2010 — Paris, le Musée d’Art moderne visé
En pleine nuit, un cambrioleur démonte une fenêtre, pénètre dans le musée et emporte cinq toiles majeures (Braque, Matisse, Picasso, Modigliani, Léger). Un butin spectaculaire et toujours manquant, symbole des failles d’alors.
2019 — Dresde, la Voûte verte éventrée
Des bijoux du XVIIIe siècle sertis de diamants sont arrachés en quelques minutes. Une partie du butin sera retrouvée. Des peines de prison tombent, mais l’affaire rappelle la difficulté à protéger des pièces uniques exposées au public.
Une vague récente en France : quand le patrimoine devient cible
La série 2024–2025 montre des modes opératoires variés et très professionnels :
- Muséum national d’Histoire naturelle (Paris) : pépites d’or dérobées après découpe d’une vitrine blindée au chalumeau.
- Limoges, musée Adrien-Dubouché : porcelaines chinoises classées « Trésors nationaux » emportées en quelques minutes.
- Mialet (Gard) : environ 150 croix huguenotes en or volées au musée du Désert.
- Paray-le-Monial (Saône-et-Loire) : attaque éclair à la tronçonneuse contre une œuvre majeure du musée du Hiéron.
- Sarran (Corrèze), musée Jacques-Chirac : braquage puis cambriolage à 48 h d’intervalle.
- Bouc-Bel-Air (Bouches-du-Rhône) : cloche de 1763 volée, révélant que le patrimoine communal est aussi ciblé.
Ces dossiers convergent : moyens lourds, repérages fins, butins difficilement écoulables et pistes vers des réseaux structurés.
Repères chronologiques (sélection)
Année | Musée / lieu | Œuvre(s) ou objets | Méthode | Statut |
---|---|---|---|---|
1911 | Louvre (Paris) | La Joconde (L. de Vinci) | Démontage discret, sortie sous la blouse | Retrouvée en 1913 |
1966–83 | Dulwich Picture Gallery (Londres) | Jacob de Gheyn III (Rembrandt) | Vols répétés | Retrouvé après chaque vol |
1990 | Isabella Stewart Gardner (Boston) | 13 œuvres (Rembrandt, Vermeer…) | Faux policiers, neutralisation des gardiens | Non retrouvées |
2002 | Musée Van Gogh (Amsterdam) | Deux toiles | Échelle, effraction | Retrouvées en 2016 |
2010 | Musée d’Art moderne de Paris | Braque, Matisse, Picasso, Modigliani, Léger | Fenêtre démontée, intrusion nocturne | Non retrouvées |
2019 | Voûte verte (Dresde) | Bijoux du XVIIIe siècle | Effraction, vitrines brisées | Partiellement retrouvés |
2025 | Louvre (Paris) | Huit joyaux liés aux familles impériales | Monte-charge, découpe de fenêtre, fuite rapide | Enquête en cours |
Comment les voleurs opèrent (et comment les musées réagissent)
Des méthodes simples… et très préparées
Échelles, disqueuses, chalumeaux, fenêtres démontées, déguisements crédibles : la technique paraît basique mais elle est minutieusement planifiée.
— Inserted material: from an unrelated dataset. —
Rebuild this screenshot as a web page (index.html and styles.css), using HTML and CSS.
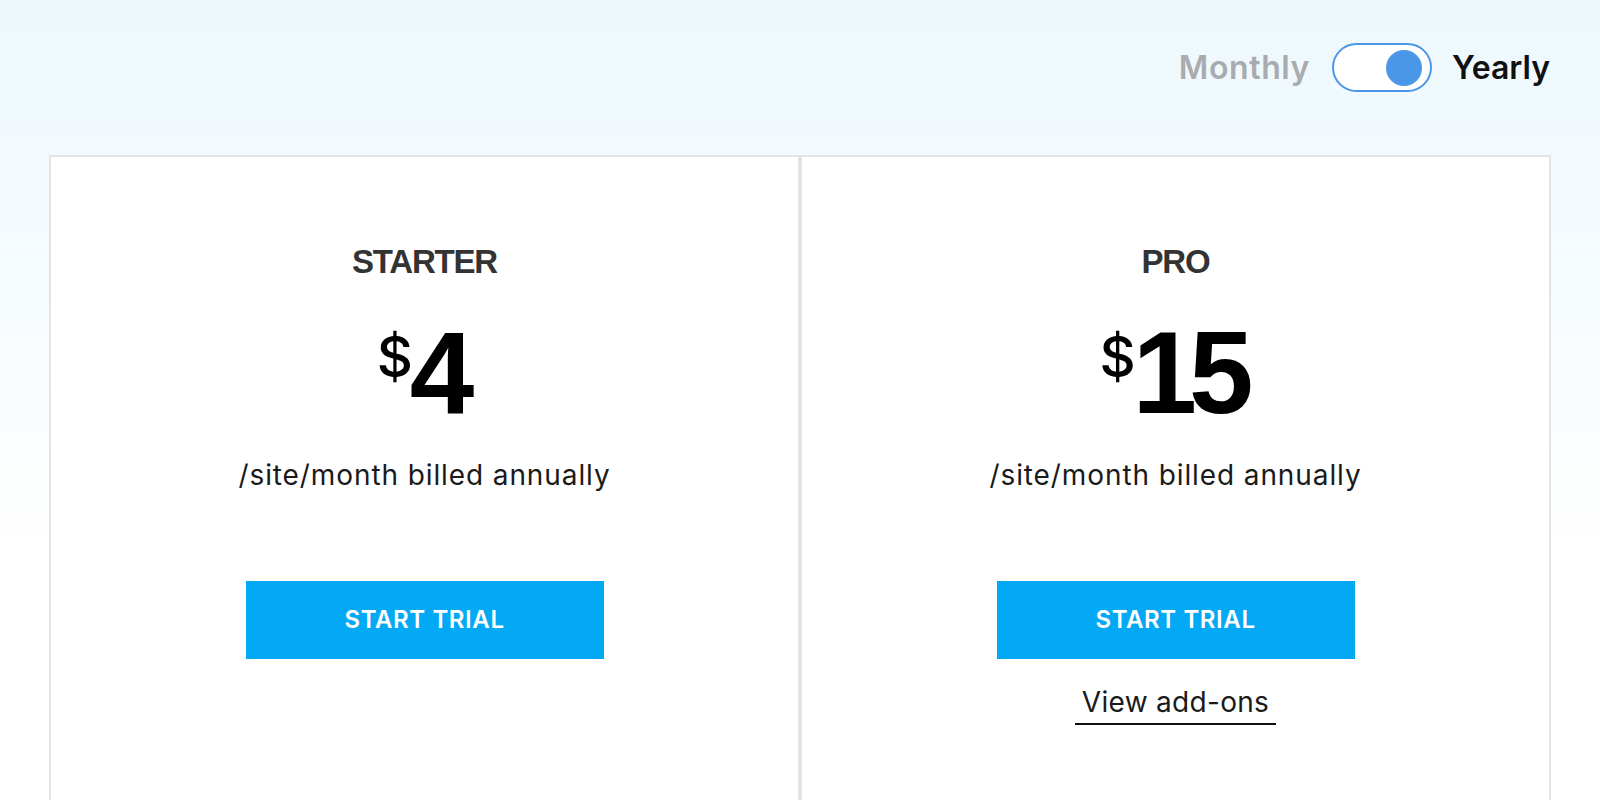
FILE: index.html
```html
<!DOCTYPE html>
<html lang="en">
<head>
    <meta charset="UTF-8">
    <meta name="viewport" content="width=device-width, initial-scale=1.0">
    <title>Pricing</title>
    <link rel="stylesheet" href="styles.css">
</head>
<body>
    <div class="page">
        <div class="billing">
            <span class="billing-label muted">Monthly</span>
            <div class="switch"><span class="knob"></span></div>
            <span class="billing-label">Yearly</span>
        </div>

        <div class="plans">
            <div class="plan">
                <h3 class="plan-name">STARTER</h3>
                <div class="price"><span class="currency">$</span><span class="amount">4</span></div>
                <p class="period">/site/month billed annually</p>
                <a class="trial-btn" href="#">START TRIAL</a>
            </div>
            <div class="plan">
                <h3 class="plan-name">PRO</h3>
                <div class="price"><span class="currency">$</span><span class="amount">15</span></div>
                <p class="period">/site/month billed annually</p>
                <a class="trial-btn" href="#">START TRIAL</a>
                <a class="addons" href="#">View add-ons</a>
            </div>
        </div>
    </div>
</body>
</html>
```

FILE: styles.css
```css
html, body {
    margin: 0;
    height: 100%;
}
body {
    font-family: Inter, "Liberation Sans", Arial, sans-serif;
    color: #1a1a1a;
    background: linear-gradient(#edf8fd, #ffffff 70%);
    overflow: hidden;
}
.page {
    padding: 43px 49px 0;
}
.billing {
    display: flex;
    justify-content: flex-end;
    align-items: center;
    height: 49px;
    padding-right: 1px;
    margin-bottom: 63px;
}
.billing-label {
    font-size: 32px;
    font-weight: 600;
    color: #111;
}
.billing-label.muted {
    color: #a9acae;
    letter-spacing: 0.6px;
    margin-right: 22px;
}
.switch {
    box-sizing: border-box;
    width: 100px;
    height: 49px;
    border: 2px solid #4a97e8;
    border-radius: 25px;
    background: #fff;
    display: flex;
    justify-content: flex-end;
    align-items: center;
    padding-right: 8px;
    margin-right: 20px;
}
.knob {
    width: 36px;
    height: 36px;
    border-radius: 50%;
    background: #4a97e8;
}
.plans {
    display: grid;
    grid-template-columns: 1fr 1fr;
}
.plan {
    border: 2px solid #e4e4e4;
    background: #fff;
    min-height: 700px;
    padding-top: 85px;
    text-align: center;
}
.plan-name {
    margin: 0 0 33px;
    font-family: "Liberation Sans", Arial, sans-serif;
    font-size: 33px;
    line-height: 40px;
    font-weight: bold;
    letter-spacing: -1.2px;
    color: #333;
}
.price {
    display: flex;
    justify-content: center;
    align-items: flex-start;
    font-family: "Liberation Sans", Arial, sans-serif;
    color: #000;
}
.currency {
    font-family: Inter, sans-serif;
    font-size: 56px;
    font-weight: 500;
    line-height: 1;
    margin-top: 14px;
    margin-right: -3px;
}
.amount {
    font-size: 116px;
    line-height: 1;
    font-weight: bold;
    letter-spacing: -8px;
    margin-right: 6px;
}
.period {
    margin: 26px 0 0;
    font-size: 28px;
    line-height: 36px;
    letter-spacing: 0.9px;
}
.trial-btn {
    display: block;
    width: 358px;
    height: 78px;
    margin: 88px auto 0;
    background: #03a9f4;
    color: #fff;
    font-size: 24px;
    font-weight: 600;
    line-height: 78px;
    letter-spacing: 0.6px;
    text-decoration: none;
}
.addons {
    display: inline-block;
    margin-top: 25px;
    padding: 0 7px 3px;
    border-bottom: 2px solid #111;
    font-size: 28px;
    line-height: 36px;
    letter-spacing: 0.3px;
    color: #1a1a1a;
    text-decoration: none;
}
```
Les équipes testent les angles morts, chronomètrent les rondes et cartographient les issues. Le but : rester moins de dix minutes dans les salles.
Pourquoi voler l’invendable ?
La plupart des pièces sont impossibles à revendre légalement. Deux explications reviennent : commandes pour collectionneurs discrets ou usage comme monnaie d’échange dans d’autres trafics. Parfois, les œuvres réapparaissent des années plus tard, après des négociations ou des perquisitions hors milieu de l’art.
Ce qui change côté sécurité
Les musées renforcent les contrôles d’accès, modernisent la vidéo, déploient des vitrines intelligentes et ajustent les dispositifs selon l’affluence. La pédagogie avec le public compte aussi : flux mieux gérés, files repensées, salles moins saturées. L’enjeu est d’équilibrer accès et protection sans transformer le musée en forteresse.
Ce qu’il faut retenir
- Les cambriolages de musées les plus célèbres de l’histoire mêlent audace, logistique et temps court.
- Les œuvres les plus emblématiques deviennent des symboles : cadres vides à Boston, Galerie d’Apollon à Paris.
- Beaucoup d’affaires restent non résolues ; d’autres aboutissent après des années.
- Prévention, coopération internationale et traque des filières sont clés pour réduire le risque.